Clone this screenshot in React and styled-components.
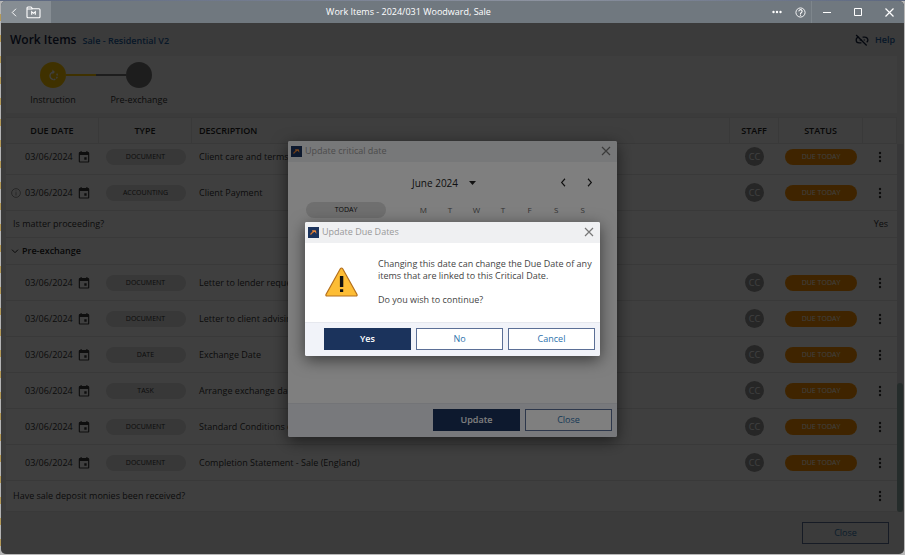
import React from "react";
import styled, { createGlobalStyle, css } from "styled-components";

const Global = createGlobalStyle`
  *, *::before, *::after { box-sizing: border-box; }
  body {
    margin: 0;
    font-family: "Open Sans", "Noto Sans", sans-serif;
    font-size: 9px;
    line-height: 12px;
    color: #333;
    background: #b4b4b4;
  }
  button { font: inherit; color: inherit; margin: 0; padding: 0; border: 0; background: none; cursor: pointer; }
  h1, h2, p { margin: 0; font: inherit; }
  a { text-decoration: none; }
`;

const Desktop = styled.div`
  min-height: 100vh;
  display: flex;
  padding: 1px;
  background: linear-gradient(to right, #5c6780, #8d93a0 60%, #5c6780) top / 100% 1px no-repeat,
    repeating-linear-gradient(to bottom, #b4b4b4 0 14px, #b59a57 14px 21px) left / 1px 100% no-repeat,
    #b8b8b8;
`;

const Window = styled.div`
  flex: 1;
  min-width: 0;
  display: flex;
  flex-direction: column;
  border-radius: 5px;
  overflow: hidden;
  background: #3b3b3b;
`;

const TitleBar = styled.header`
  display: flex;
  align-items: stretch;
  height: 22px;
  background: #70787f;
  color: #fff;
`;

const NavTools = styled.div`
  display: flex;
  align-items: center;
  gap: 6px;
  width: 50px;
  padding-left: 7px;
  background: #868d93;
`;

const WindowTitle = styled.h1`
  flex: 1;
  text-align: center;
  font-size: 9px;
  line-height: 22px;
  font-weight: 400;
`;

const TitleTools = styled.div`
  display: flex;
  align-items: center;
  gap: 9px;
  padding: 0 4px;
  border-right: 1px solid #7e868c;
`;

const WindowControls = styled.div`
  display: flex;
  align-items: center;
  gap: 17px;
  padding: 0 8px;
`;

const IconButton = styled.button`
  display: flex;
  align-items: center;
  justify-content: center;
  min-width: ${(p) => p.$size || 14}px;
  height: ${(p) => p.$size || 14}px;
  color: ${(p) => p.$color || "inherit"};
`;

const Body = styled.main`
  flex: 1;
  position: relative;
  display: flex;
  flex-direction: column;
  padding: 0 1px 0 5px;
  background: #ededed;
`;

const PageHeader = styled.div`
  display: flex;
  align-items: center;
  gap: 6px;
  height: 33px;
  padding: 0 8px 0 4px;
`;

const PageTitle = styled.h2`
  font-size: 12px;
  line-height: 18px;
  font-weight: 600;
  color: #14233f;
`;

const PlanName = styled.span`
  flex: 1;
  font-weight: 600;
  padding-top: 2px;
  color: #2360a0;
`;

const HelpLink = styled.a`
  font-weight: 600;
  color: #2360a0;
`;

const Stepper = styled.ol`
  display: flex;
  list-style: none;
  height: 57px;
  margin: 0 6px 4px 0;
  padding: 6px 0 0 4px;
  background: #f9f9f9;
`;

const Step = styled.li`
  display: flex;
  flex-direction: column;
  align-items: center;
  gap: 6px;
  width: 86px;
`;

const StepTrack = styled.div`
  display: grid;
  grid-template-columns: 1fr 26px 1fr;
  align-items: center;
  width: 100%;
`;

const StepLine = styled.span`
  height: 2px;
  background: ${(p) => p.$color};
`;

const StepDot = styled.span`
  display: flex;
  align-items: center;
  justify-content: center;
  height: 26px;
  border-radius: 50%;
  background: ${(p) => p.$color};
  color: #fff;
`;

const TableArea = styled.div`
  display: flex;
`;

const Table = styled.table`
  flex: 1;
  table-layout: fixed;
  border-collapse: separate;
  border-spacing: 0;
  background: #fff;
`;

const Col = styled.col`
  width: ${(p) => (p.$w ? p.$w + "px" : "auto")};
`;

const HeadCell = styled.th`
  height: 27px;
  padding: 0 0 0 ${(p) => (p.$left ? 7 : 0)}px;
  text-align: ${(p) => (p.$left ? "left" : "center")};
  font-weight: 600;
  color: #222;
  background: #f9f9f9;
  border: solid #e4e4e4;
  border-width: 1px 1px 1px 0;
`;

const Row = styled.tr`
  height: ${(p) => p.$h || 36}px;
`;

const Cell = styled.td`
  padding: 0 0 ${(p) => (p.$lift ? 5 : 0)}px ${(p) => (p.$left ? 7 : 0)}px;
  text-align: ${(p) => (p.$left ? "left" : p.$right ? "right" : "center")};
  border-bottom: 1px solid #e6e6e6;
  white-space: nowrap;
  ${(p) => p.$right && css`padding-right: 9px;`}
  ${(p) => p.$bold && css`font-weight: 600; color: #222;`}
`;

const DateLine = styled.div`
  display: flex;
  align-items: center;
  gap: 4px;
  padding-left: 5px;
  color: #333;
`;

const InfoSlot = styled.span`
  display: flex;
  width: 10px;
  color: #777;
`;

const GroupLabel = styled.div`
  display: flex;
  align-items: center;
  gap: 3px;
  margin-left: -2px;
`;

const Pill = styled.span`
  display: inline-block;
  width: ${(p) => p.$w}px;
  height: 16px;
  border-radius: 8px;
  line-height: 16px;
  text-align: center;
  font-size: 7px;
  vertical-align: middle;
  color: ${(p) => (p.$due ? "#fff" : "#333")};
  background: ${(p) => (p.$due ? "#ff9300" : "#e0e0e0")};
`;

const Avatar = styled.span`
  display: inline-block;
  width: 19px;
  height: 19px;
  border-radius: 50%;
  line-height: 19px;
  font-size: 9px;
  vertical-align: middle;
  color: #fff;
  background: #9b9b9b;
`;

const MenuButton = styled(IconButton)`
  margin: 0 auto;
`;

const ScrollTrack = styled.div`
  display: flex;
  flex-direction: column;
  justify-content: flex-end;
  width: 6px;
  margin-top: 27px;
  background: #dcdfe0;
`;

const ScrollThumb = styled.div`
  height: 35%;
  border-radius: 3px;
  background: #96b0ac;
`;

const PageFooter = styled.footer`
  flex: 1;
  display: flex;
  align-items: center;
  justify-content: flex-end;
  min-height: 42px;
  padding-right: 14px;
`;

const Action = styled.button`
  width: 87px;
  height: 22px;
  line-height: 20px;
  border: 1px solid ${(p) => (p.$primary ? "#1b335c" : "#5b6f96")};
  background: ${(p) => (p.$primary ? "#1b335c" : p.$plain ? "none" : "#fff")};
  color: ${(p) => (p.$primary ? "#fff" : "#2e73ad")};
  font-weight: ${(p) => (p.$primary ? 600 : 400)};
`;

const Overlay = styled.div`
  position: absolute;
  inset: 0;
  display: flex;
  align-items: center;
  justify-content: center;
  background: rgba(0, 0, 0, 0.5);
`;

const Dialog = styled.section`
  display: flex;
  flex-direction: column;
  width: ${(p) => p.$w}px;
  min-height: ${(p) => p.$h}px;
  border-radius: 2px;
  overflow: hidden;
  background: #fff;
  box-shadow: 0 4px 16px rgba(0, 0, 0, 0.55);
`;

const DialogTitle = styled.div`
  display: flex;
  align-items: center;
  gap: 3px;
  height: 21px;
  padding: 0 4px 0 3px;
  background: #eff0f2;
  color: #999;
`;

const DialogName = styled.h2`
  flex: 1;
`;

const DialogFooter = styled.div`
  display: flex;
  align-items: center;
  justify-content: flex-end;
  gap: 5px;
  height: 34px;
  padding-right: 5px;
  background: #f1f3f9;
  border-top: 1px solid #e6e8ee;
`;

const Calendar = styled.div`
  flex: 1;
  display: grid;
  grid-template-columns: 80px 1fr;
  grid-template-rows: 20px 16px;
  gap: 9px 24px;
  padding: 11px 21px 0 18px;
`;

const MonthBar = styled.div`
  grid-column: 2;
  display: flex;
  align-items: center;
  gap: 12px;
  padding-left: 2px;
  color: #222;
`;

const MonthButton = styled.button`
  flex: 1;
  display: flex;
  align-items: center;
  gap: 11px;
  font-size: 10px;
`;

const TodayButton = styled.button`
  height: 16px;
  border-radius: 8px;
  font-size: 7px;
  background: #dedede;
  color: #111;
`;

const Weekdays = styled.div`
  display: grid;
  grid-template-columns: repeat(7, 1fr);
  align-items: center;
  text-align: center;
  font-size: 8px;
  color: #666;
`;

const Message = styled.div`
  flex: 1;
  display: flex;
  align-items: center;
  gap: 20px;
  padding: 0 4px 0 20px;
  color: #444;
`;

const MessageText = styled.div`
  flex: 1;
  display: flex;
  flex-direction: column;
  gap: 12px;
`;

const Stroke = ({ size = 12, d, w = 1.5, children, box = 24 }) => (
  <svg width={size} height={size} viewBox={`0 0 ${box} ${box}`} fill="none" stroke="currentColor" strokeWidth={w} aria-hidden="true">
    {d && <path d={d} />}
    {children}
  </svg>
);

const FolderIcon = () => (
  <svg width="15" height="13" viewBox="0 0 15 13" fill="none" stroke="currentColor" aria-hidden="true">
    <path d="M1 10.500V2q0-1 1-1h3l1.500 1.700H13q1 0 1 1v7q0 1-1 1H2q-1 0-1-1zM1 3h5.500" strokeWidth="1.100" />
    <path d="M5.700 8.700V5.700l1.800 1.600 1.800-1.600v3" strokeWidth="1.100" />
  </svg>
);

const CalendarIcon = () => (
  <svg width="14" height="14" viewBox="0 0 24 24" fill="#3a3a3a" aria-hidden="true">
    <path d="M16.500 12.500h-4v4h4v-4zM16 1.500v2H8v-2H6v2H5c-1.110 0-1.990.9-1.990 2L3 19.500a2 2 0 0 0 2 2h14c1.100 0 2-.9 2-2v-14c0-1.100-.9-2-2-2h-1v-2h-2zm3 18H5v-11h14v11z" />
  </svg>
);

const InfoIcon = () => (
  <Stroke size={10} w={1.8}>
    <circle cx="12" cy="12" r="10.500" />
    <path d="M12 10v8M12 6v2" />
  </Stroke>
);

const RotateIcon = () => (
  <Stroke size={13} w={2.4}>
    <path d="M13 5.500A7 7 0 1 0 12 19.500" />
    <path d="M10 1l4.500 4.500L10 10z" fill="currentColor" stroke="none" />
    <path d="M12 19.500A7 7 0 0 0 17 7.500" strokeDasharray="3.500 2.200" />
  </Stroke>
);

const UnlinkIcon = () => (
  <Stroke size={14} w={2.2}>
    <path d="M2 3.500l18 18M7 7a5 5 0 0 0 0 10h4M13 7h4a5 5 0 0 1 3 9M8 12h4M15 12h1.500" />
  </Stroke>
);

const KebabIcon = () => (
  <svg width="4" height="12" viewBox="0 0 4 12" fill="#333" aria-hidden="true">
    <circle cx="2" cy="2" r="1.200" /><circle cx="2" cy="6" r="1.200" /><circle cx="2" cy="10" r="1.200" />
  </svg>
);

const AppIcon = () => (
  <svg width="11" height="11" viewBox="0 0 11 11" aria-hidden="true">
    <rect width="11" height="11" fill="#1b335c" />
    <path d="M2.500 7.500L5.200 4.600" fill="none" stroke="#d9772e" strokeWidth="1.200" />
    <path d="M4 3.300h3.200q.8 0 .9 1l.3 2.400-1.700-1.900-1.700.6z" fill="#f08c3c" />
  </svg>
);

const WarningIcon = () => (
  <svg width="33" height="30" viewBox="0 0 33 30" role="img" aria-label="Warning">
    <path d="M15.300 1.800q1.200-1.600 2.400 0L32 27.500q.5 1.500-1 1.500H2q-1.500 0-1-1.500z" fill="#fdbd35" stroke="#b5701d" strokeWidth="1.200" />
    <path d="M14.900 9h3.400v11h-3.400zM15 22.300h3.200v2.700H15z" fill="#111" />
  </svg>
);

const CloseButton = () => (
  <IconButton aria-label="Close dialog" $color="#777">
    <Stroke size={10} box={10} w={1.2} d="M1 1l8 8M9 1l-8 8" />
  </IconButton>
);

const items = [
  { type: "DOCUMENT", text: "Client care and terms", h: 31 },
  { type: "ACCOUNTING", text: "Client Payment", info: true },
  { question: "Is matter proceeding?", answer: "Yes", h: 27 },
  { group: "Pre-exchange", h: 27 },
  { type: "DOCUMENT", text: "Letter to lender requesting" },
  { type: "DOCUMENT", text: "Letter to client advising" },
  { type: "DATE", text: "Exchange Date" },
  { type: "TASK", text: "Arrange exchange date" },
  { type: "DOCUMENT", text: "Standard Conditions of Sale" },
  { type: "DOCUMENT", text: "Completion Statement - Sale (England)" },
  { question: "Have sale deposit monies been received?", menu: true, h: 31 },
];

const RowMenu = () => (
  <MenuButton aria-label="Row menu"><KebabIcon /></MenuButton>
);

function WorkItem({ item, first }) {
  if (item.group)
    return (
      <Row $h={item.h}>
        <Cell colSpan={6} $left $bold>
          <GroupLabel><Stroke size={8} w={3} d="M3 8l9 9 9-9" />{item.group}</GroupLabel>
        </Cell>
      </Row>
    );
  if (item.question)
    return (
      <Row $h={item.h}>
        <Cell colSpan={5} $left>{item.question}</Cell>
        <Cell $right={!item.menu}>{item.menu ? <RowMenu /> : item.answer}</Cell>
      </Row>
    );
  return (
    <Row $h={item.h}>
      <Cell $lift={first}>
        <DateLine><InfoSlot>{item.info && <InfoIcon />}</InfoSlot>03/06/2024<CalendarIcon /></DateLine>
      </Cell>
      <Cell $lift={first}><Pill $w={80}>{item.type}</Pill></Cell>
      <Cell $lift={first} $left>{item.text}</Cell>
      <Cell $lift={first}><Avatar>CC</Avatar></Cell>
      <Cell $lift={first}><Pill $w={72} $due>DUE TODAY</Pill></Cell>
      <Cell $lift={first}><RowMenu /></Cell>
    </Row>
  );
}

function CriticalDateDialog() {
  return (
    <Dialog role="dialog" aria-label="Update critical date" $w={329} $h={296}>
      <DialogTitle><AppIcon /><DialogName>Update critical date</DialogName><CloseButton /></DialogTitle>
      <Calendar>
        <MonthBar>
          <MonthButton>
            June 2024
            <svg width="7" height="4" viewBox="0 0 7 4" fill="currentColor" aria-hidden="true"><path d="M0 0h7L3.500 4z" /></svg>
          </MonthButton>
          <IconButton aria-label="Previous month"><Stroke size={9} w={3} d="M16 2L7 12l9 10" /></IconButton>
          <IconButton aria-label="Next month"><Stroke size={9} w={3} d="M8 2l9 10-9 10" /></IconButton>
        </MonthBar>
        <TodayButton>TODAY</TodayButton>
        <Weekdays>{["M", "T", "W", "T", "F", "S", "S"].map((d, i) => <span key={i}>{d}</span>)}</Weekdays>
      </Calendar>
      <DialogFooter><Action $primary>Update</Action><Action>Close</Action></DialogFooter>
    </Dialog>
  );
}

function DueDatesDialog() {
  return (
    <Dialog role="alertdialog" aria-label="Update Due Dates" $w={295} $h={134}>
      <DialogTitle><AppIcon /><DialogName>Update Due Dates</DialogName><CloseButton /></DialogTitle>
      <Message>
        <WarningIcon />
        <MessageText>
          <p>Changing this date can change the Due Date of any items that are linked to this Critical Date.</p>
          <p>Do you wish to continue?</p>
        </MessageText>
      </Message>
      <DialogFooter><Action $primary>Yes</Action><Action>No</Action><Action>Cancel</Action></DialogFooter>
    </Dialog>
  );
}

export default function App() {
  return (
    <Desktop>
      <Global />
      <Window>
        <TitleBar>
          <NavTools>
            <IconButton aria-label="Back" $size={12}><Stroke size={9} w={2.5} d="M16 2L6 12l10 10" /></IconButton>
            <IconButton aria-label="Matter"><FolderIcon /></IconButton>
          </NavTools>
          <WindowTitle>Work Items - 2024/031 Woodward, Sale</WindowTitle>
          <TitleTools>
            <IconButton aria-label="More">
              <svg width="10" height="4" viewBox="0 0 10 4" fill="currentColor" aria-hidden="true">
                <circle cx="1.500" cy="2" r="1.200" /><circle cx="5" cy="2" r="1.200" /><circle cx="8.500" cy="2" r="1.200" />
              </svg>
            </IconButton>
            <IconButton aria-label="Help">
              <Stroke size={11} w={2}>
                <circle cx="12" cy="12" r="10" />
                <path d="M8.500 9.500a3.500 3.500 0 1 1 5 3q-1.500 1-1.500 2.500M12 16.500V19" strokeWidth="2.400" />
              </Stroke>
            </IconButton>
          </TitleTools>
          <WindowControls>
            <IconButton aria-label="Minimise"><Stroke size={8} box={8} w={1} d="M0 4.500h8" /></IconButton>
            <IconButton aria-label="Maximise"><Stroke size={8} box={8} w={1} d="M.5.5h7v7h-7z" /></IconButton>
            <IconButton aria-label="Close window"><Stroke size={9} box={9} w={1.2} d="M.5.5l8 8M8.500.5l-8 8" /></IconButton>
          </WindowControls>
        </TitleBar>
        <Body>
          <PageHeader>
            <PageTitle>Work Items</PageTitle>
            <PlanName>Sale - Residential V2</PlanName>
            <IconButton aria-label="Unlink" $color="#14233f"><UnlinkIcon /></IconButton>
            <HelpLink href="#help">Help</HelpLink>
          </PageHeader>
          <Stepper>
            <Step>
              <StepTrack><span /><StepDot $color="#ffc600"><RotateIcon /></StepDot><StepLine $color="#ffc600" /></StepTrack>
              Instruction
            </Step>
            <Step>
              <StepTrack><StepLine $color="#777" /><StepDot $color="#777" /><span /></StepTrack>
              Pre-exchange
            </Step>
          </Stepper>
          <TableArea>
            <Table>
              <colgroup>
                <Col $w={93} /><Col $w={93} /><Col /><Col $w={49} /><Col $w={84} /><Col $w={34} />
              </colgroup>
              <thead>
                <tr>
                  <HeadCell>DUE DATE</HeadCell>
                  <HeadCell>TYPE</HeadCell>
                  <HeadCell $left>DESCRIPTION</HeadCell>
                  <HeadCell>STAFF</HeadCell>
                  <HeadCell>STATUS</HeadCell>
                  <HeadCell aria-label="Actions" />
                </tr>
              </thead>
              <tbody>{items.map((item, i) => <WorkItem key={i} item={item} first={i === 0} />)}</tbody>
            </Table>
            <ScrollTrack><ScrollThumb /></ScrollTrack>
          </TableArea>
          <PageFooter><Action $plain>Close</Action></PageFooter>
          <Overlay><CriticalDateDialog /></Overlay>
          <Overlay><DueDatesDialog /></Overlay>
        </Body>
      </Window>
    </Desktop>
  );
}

::::::

Check the data for the word "components" and pull out the lines that have it.

Clone this screenshot in React and styled-components.
import styled, { createGlobalStyle, css } from "styled-components";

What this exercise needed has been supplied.